Les familiers d'À la Recherche du temps perdu de M. Proust savent combien la résurgence d'un souvenir involontaire compte dans la vie du héros comme un véritable événement : ce " bouleversement de toute ma personne " est riche en conséquences pratiques, puisqu'une série d'entre eux amènent le protagoniste au passage à l'acte : à l'accomplissement de sa vocation, à l'écriture de son grand roman. Sur le plan des lois narratives (Adam 1992), la réminiscence opère donc une transformation radicale (apicale), en tant qu'elle métamorphose le héros, de mondain oisif et paresseux en écrivain solitaire et acharné. C'est qu'elle a, comme un soulèvement géologique, le pouvoir de déstabiliser les coordonnées spatiales et temporelles usuelles, et de ramener en plein jour un passé oublié, " matière précieuse " du roman.
Or la mise en œuvre linguistique de la réminiscence n'est pas une exclusive proustienne : on la rencontre dans nombre d'œuvres modernes (surtout depuis Rousseau) et contemporaines, dans la lignée de Proust. Œuvrant sur un corpus de plus de 160 occurrences textuelles de réminiscences (dont 100 tirées de la Recherche, Henrot 1991-2008), la présente réflexion veut mettre en lumière, en particulier, les constantes linguistiques qui marquent ce type de discours événementiel.

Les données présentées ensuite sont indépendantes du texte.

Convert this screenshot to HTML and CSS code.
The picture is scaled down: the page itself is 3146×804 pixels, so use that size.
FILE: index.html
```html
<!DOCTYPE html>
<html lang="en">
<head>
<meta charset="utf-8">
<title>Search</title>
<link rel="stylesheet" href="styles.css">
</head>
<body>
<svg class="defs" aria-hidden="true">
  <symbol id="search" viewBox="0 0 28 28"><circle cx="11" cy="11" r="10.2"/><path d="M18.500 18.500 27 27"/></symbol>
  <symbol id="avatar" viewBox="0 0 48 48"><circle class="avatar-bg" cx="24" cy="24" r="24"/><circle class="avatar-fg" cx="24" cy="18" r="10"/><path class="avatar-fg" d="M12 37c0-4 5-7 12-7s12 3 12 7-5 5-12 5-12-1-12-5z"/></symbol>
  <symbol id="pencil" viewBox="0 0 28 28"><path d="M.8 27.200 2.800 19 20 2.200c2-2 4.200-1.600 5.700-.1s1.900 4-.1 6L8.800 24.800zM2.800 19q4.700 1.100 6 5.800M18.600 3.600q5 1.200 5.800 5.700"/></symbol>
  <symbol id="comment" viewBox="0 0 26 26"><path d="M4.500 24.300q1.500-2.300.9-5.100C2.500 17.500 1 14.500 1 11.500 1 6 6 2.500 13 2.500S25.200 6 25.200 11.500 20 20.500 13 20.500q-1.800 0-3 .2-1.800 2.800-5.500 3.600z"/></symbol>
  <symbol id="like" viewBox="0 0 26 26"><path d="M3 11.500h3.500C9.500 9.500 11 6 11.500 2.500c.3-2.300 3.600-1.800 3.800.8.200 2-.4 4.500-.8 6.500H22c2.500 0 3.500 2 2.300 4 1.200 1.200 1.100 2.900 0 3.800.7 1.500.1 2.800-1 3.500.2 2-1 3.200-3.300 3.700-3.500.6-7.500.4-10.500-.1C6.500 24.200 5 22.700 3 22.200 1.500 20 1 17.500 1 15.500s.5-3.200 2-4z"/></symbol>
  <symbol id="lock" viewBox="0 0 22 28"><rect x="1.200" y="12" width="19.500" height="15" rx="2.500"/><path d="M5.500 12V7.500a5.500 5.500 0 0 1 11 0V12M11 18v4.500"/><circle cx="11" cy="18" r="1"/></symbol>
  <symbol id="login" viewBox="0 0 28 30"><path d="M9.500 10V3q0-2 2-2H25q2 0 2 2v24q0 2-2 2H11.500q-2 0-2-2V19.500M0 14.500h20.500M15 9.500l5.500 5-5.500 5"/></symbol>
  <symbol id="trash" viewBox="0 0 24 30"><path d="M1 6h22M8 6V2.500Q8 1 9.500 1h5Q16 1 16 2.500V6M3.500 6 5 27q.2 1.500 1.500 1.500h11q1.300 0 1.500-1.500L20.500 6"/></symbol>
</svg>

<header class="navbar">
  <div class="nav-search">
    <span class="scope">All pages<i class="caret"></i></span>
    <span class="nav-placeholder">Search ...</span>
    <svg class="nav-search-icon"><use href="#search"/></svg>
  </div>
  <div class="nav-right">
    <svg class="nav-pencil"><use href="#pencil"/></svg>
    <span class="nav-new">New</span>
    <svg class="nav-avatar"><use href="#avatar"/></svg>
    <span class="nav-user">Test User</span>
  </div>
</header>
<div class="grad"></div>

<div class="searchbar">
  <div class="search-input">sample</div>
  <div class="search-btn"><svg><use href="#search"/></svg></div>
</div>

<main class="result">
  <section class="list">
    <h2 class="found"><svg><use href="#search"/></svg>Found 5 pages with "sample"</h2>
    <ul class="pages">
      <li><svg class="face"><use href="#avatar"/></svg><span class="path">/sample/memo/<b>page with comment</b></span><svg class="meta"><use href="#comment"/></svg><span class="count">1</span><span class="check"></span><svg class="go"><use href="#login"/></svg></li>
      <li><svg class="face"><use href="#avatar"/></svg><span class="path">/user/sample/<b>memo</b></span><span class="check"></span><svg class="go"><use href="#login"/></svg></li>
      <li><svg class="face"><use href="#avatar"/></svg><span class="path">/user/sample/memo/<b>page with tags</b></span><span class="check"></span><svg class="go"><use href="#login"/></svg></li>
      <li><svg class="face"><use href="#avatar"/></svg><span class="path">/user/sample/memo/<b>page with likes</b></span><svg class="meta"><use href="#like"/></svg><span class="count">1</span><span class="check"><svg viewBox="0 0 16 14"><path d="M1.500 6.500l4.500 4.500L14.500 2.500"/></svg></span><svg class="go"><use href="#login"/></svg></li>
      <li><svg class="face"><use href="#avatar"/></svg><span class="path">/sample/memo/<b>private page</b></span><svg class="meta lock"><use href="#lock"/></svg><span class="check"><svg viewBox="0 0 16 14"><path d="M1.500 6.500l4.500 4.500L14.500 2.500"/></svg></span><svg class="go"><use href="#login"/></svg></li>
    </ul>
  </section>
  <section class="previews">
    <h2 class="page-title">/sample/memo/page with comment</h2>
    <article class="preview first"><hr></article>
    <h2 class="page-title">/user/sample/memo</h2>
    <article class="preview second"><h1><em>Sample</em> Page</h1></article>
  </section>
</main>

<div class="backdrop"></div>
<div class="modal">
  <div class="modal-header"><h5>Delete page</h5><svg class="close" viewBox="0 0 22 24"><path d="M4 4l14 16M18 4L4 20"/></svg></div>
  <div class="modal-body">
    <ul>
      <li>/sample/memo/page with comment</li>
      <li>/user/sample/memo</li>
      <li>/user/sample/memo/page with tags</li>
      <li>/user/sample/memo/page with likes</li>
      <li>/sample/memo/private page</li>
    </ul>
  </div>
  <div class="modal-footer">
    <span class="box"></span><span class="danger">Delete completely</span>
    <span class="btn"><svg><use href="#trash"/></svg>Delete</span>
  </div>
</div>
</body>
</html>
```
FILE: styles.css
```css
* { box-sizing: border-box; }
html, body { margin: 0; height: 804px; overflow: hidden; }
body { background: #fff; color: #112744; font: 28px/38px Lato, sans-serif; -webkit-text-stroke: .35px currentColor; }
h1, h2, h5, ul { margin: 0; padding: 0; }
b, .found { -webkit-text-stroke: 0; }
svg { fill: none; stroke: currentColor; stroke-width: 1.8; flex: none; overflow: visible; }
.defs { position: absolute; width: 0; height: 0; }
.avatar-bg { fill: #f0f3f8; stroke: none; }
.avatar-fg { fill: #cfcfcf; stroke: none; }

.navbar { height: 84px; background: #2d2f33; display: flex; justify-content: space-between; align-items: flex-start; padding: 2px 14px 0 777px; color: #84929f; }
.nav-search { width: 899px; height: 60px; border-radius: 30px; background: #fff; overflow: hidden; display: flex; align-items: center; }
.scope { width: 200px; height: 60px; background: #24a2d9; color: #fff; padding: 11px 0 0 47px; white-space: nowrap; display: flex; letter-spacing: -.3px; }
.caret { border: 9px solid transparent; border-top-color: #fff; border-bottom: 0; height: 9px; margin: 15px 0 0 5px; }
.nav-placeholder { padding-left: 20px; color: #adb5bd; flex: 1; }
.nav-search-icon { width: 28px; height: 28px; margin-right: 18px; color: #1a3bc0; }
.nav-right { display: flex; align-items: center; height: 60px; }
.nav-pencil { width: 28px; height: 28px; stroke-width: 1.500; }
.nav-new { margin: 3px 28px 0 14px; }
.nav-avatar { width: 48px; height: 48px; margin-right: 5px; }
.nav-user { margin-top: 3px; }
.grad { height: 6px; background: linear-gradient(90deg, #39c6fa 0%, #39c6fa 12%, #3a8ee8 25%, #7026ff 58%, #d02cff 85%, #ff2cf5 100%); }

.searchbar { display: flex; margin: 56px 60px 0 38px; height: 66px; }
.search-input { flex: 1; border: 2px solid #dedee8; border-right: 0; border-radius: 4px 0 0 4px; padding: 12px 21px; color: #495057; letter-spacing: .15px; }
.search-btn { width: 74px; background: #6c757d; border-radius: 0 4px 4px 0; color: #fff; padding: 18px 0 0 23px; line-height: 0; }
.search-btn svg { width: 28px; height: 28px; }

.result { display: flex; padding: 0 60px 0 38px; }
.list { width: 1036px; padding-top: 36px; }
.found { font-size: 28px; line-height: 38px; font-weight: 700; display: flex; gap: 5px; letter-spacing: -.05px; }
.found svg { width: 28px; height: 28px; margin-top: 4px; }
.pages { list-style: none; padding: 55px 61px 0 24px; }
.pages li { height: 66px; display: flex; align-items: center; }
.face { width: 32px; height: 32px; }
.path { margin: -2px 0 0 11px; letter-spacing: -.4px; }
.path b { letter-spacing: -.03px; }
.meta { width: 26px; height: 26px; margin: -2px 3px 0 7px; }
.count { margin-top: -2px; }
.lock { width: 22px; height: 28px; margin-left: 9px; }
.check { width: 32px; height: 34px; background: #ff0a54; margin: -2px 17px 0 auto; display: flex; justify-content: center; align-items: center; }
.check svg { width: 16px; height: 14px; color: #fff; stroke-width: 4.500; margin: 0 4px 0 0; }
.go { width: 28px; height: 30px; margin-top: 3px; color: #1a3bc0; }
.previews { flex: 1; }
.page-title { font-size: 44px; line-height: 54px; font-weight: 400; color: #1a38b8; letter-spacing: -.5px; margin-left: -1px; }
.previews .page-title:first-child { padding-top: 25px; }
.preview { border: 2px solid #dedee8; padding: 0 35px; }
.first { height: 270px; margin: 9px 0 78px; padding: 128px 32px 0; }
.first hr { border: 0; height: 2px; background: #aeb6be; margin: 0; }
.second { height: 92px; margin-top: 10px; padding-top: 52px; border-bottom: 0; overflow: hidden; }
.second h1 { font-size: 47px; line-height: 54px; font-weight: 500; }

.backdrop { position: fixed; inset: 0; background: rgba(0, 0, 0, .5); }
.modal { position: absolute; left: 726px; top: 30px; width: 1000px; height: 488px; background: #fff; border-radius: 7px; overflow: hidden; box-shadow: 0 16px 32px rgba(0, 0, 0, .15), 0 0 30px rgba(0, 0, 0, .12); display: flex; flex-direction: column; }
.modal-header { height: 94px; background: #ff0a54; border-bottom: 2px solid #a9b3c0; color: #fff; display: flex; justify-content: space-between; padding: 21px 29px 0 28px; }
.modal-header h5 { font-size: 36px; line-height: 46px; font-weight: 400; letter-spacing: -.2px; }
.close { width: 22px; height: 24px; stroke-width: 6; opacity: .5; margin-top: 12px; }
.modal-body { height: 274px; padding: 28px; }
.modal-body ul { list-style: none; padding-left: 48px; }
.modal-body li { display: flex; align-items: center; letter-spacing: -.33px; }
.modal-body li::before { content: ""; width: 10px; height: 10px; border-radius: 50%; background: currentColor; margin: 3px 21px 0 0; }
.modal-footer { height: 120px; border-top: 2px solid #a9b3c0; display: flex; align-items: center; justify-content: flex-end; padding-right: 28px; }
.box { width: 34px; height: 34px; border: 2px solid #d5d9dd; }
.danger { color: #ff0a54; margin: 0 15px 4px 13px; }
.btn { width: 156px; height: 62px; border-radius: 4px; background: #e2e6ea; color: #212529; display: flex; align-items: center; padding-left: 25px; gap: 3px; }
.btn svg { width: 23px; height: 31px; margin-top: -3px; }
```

Le brutal télescopage des cadres spatio-temporels dû à la réminiscence s'exprime dans le subtil " jeu " des tiroirs verbaux sur les axes de l'antériorité/postériorité et de l'avant-plan/arrière-plan (Weinrich 1963, Ricœur 1983-5, Gosselin 1996, Réseaux 75-76-139), et sur un système d'oppositions perceptives cardinales. Par ailleurs, le caractère événementiel de l'épiphanie atteint profondément les aspects du prédicat (singulatif vs itératif, inchoatif vs terminatif etc., RLV 37 2008). Quant à l'émotion forte qui en jaillit, elle s'inscrit dans une modalisation subjective où la volonté de l'esprit en quête de savoir se trouve momentanément mise en échec (ou du moins en sursis). Mais surtout, le caractère involontaire de l'événement, dont le personnage remémorant n'est pas l'actant, mais tout au plus le siège, le bénéficiaire ou la victime, s'appuie sur une transformation superficielle de la syntaxe imposée aux cas profonds (Fillmore 1971, 2003 ; Davidson 1980) en une constante démotion du sujet (Guillaume 1929) responsable de nombreuses constructions moyennes (Melis 1990), passives (Schøsler 2000) et impersonnelles (Maillard 1991) ; ou bien des constructions actives dont, non certes l'agent, mais la cause agentive est dévolue à l'objet, à la sensation, à la cognition, à l'émotion, ou à l'événement lui-même. L'intense travail des sens et de l'esprit enclenché à l'occasion de l'événement de mémoire requiert, pour être transmis au lecteur, un travail morphosyntaxique de la langue, une " grammaire de l'événement " intime (Van de Velde 2006) qui frappe par ses constantes, quel que soit l'auteur abordé.
 
Mots clés : aspect, grammaire des cas, mémoire involontaire, Proust, voix moyenne
 
Glaudes, Pierre, Meter, Helmut (eds.) (2005), Le sens de l'événement dans la littérature du XIXe et XXe siècles, Actes du Colloque international de Klagenfurt.
Melis, Ludo (1990), La Voie pronominale, Gembloux/Paris, Deboeck-Duculot.
Recherches linguistiques de Vincennes n° 37 (2008) : Aspect et pluralités d'événements.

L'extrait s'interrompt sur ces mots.